- Task directions
Pictures within the data are to be left out; everything else must be reproduced exactly.

==== Entries provided

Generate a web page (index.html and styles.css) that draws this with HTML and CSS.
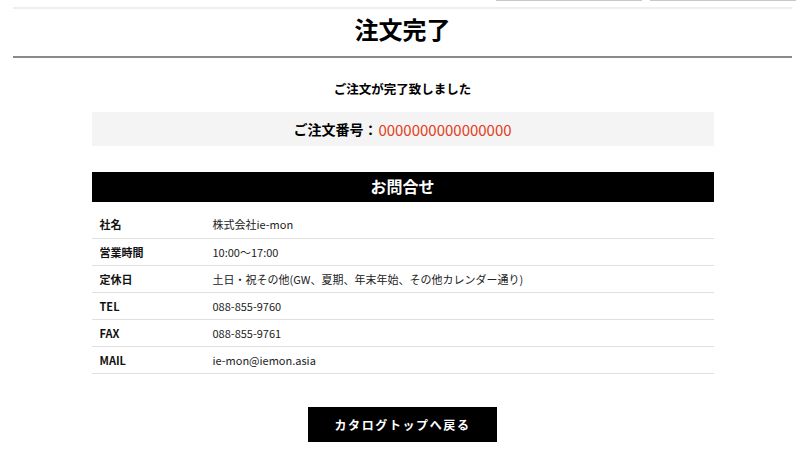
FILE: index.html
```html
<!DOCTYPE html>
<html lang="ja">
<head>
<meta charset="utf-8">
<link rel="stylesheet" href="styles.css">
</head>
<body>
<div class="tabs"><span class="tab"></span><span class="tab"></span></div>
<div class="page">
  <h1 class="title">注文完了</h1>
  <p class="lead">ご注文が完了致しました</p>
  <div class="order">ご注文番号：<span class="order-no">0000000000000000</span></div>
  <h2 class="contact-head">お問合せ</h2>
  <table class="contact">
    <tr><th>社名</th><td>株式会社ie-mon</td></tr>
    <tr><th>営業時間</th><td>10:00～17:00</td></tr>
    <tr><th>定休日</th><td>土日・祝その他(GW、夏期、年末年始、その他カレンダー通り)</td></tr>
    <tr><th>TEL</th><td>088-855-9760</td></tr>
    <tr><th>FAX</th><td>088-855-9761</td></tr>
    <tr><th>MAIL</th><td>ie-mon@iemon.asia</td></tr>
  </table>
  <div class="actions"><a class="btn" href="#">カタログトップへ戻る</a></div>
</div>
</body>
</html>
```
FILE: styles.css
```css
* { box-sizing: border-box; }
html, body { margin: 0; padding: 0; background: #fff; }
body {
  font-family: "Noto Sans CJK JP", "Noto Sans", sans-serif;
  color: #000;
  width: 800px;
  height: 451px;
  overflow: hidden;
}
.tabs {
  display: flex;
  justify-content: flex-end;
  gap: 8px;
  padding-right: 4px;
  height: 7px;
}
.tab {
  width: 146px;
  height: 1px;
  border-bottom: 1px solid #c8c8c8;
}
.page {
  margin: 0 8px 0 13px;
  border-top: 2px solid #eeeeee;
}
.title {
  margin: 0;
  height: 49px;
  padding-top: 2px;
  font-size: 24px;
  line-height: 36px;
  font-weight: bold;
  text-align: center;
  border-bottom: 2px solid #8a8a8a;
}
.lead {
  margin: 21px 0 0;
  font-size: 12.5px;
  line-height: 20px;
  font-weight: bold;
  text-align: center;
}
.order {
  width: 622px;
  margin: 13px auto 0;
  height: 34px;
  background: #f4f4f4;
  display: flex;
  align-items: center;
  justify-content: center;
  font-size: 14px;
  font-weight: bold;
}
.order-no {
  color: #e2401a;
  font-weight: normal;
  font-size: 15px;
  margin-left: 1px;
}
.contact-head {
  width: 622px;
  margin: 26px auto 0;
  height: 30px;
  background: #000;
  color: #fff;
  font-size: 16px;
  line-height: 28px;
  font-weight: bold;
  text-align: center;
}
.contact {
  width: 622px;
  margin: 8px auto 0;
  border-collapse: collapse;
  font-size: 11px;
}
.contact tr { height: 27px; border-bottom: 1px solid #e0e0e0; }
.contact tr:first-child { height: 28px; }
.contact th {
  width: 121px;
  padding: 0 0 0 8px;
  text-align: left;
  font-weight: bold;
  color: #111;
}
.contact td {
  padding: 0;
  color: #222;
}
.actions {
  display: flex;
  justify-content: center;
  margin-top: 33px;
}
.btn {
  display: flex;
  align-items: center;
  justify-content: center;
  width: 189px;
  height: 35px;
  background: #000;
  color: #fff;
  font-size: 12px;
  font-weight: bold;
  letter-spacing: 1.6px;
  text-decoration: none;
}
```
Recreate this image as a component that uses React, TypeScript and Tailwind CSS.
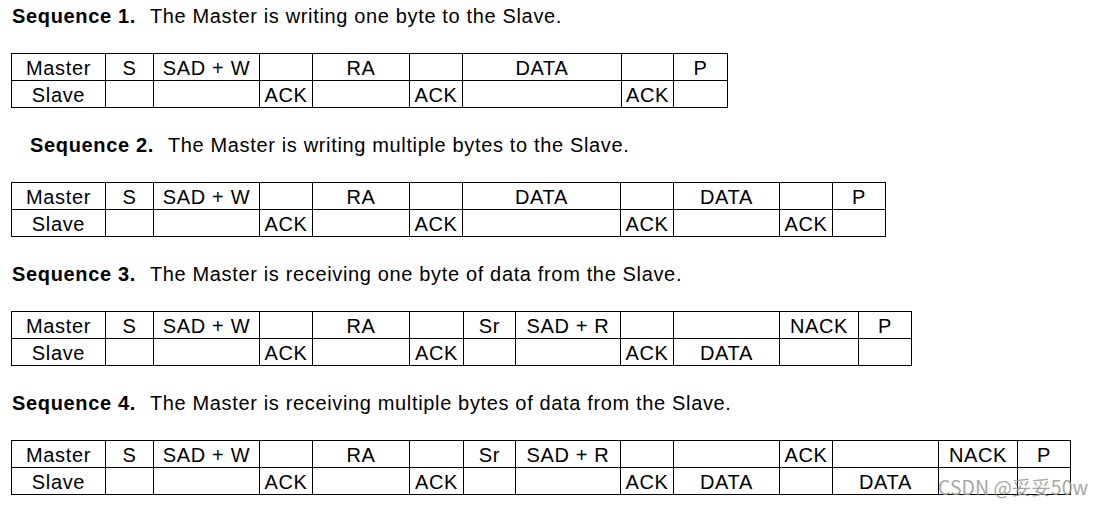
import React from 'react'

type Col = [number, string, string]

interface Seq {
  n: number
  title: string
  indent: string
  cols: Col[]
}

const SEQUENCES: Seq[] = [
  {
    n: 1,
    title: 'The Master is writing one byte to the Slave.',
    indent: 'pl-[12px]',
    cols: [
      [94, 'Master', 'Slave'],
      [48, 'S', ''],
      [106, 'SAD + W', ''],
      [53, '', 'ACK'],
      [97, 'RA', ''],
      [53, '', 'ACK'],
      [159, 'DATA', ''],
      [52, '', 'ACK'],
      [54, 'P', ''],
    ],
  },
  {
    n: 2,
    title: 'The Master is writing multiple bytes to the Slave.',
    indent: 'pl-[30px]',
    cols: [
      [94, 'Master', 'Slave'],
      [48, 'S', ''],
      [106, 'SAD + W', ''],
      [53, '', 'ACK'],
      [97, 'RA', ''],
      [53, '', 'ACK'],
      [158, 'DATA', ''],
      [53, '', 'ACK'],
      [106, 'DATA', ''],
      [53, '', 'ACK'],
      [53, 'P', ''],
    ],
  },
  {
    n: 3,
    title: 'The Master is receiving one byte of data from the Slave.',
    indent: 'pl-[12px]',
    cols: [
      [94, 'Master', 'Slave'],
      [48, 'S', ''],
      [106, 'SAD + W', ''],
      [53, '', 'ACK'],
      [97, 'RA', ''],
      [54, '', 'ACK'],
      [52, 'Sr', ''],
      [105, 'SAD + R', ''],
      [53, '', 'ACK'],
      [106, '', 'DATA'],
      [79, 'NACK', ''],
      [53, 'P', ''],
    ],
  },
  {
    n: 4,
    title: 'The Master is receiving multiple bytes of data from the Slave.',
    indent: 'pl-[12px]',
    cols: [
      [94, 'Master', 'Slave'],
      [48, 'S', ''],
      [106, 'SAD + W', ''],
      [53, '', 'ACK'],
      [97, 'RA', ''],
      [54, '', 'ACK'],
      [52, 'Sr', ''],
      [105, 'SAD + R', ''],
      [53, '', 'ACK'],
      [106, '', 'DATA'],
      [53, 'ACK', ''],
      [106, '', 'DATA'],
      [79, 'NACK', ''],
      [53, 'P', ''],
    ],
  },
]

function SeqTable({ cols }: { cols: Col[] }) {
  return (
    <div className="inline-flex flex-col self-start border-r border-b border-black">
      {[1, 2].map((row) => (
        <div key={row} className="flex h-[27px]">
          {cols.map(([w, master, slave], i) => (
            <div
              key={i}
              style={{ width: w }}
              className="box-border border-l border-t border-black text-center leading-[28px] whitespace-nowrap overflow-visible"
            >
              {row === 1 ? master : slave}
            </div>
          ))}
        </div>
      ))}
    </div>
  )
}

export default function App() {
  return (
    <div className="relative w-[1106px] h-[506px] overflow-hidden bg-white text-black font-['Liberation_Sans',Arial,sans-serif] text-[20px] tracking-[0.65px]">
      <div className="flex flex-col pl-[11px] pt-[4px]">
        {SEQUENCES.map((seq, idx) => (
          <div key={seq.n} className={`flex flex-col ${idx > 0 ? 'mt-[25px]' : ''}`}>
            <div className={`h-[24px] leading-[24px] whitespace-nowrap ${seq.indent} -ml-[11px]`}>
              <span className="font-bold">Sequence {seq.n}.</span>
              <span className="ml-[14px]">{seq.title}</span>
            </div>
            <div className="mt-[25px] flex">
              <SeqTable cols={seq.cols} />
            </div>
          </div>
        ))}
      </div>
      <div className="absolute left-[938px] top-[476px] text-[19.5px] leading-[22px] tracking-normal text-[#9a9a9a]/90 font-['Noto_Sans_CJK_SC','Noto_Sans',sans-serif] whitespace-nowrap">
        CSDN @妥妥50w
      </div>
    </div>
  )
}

========

- Answer
Generate a web page (index.html and styles.css) that draws this with HTML and CSS.
FILE: index.html
```html
<!DOCTYPE html>
<html lang="ja">
<head>
<meta charset="utf-8">
<link rel="stylesheet" href="styles.css">
</head>
<body>
<div class="tabs"><span class="tab"></span><span class="tab"></span></div>
<div class="page">
  <h1 class="title">注文完了</h1>
  <p class="lead">ご注文が完了致しました</p>
  <div class="order">ご注文番号：<span class="order-no">0000000000000000</span></div>
  <h2 class="contact-head">お問合せ</h2>
  <table class="contact">
    <tr><th>社名</th><td>株式会社ie-mon</td></tr>
    <tr><th>営業時間</th><td>10:00～17:00</td></tr>
    <tr><th>定休日</th><td>土日・祝その他(GW、夏期、年末年始、その他カレンダー通り)</td></tr>
    <tr><th>TEL</th><td>088-855-9760</td></tr>
    <tr><th>FAX</th><td>088-855-9761</td></tr>
    <tr><th>MAIL</th><td>ie-mon@iemon.asia</td></tr>
  </table>
  <div class="actions"><a class="btn" href="#">カタログトップへ戻る</a></div>
</div>
</body>
</html>
```
FILE: styles.css
```css
* { box-sizing: border-box; }
html, body { margin: 0; padding: 0; background: #fff; }
body {
  font-family: "Noto Sans CJK JP", "Noto Sans", sans-serif;
  color: #000;
  width: 800px;
  height: 451px;
  overflow: hidden;
}
.tabs {
  display: flex;
  justify-content: flex-end;
  gap: 8px;
  padding-right: 4px;
  height: 7px;
}
.tab {
  width: 146px;
  height: 1px;
  border-bottom: 1px solid #c8c8c8;
}
.page {
  margin: 0 8px 0 13px;
  border-top: 2px solid #eeeeee;
}
.title {
  margin: 0;
  height: 49px;
  padding-top: 2px;
  font-size: 24px;
  line-height: 36px;
  font-weight: bold;
  text-align: center;
  border-bottom: 2px solid #8a8a8a;
}
.lead {
  margin: 21px 0 0;
  font-size: 12.5px;
  line-height: 20px;
  font-weight: bold;
  text-align: center;
}
.order {
  width: 622px;
  margin: 13px auto 0;
  height: 34px;
  background: #f4f4f4;
  display: flex;
  align-items: center;
  justify-content: center;
  font-size: 14px;
  font-weight: bold;
}
.order-no {
  color: #e2401a;
  font-weight: normal;
  font-size: 15px;
  margin-left: 1px;
}
.contact-head {
  width: 622px;
  margin: 26px auto 0;
  height: 30px;
  background: #000;
  color: #fff;
  font-size: 16px;
  line-height: 28px;
  font-weight: bold;
  text-align: center;
}
.contact {
  width: 622px;
  margin: 8px auto 0;
  border-collapse: collapse;
  font-size: 11px;
}
.contact tr { height: 27px; border-bottom: 1px solid #e0e0e0; }
.contact tr:first-child { height: 28px; }
.contact th {
  width: 121px;
  padding: 0 0 0 8px;
  text-align: left;
  font-weight: bold;
  color: #111;
}
.contact td {
  padding: 0;
  color: #222;
}
.actions {
  display: flex;
  justify-content: center;
  margin-top: 33px;
}
.btn {
  display: flex;
  align-items: center;
  justify-content: center;
  width: 189px;
  height: 35px;
  background: #000;
  color: #fff;
  font-size: 12px;
  font-weight: bold;
  letter-spacing: 1.6px;
  text-decoration: none;
}
```
Recreate this image as a component that uses React, TypeScript and Tailwind CSS.
import React from 'react'

type Col = [number, string, string]

interface Seq {
  n: number
  title: string
  indent: string
  cols: Col[]
}

const SEQUENCES: Seq[] = [
  {
    n: 1,
    title: 'The Master is writing one byte to the Slave.',
    indent: 'pl-[12px]',
    cols: [
      [94, 'Master', 'Slave'],
      [48, 'S', ''],
      [106, 'SAD + W', ''],
      [53, '', 'ACK'],
      [97, 'RA', ''],
      [53, '', 'ACK'],
      [159, 'DATA', ''],
      [52, '', 'ACK'],
      [54, 'P', ''],
    ],
  },
  {
    n: 2,
    title: 'The Master is writing multiple bytes to the Slave.',
    indent: 'pl-[30px]',
    cols: [
      [94, 'Master', 'Slave'],
      [48, 'S', ''],
      [106, 'SAD + W', ''],
      [53, '', 'ACK'],
      [97, 'RA', ''],
      [53, '', 'ACK'],
      [158, 'DATA', ''],
      [53, '', 'ACK'],
      [106, 'DATA', ''],
      [53, '', 'ACK'],
      [53, 'P', ''],
    ],
  },
  {
    n: 3,
    title: 'The Master is receiving one byte of data from the Slave.',
    indent: 'pl-[12px]',
    cols: [
      [94, 'Master', 'Slave'],
      [48, 'S', ''],
      [106, 'SAD + W', ''],
      [53, '', 'ACK'],
      [97, 'RA', ''],
      [54, '', 'ACK'],
      [52, 'Sr', ''],
      [105, 'SAD + R', ''],
      [53, '', 'ACK'],
      [106, '', 'DATA'],
      [79, 'NACK', ''],
      [53, 'P', ''],
    ],
  },
  {
    n: 4,
    title: 'The Master is receiving multiple bytes of data from the Slave.',
    indent: 'pl-[12px]',
    cols: [
      [94, 'Master', 'Slave'],
      [48, 'S', ''],
      [106, 'SAD + W', ''],
      [53, '', 'ACK'],
      [97, 'RA', ''],
      [54, '', 'ACK'],
      [52, 'Sr', ''],
      [105, 'SAD + R', ''],
      [53, '', 'ACK'],
      [106, '', 'DATA'],
      [53, 'ACK', ''],
      [106, '', 'DATA'],
      [79, 'NACK', ''],
      [53, 'P', ''],
    ],
  },
]

function SeqTable({ cols }: { cols: Col[] }) {
  return (
    <div className="inline-flex flex-col self-start border-r border-b border-black">
      {[1, 2].map((row) => (
        <div key={row} className="flex h-[27px]">
          {cols.map(([w, master, slave], i) => (
            <div
              key={i}
              style={{ width: w }}
              className="box-border border-l border-t border-black text-center leading-[28px] whitespace-nowrap overflow-visible"
            >
              {row === 1 ? master : slave}
            </div>
          ))}
        </div>
      ))}
    </div>
  )
}

export default function App() {
  return (
    <div className="relative w-[1106px] h-[506px] overflow-hidden bg-white text-black font-['Liberation_Sans',Arial,sans-serif] text-[20px] tracking-[0.65px]">
      <div className="flex flex-col pl-[11px] pt-[4px]">
        {SEQUENCES.map((seq, idx) => (
          <div key={seq.n} className={`flex flex-col ${idx > 0 ? 'mt-[25px]' : ''}`}>
            <div className={`h-[24px] leading-[24px] whitespace-nowrap ${seq.indent} -ml-[11px]`}>
              <span className="font-bold">Sequence {seq.n}.</span>
              <span className="ml-[14px]">{seq.title}</span>
            </div>
            <div className="mt-[25px] flex">
              <SeqTable cols={seq.cols} />
            </div>
          </div>
        ))}
      </div>
      <div className="absolute left-[938px] top-[476px] text-[19.5px] leading-[22px] tracking-normal text-[#9a9a9a]/90 font-['Noto_Sans_CJK_SC','Noto_Sans',sans-serif] whitespace-nowrap">
        CSDN @妥妥50w
      </div>
    </div>
  )
}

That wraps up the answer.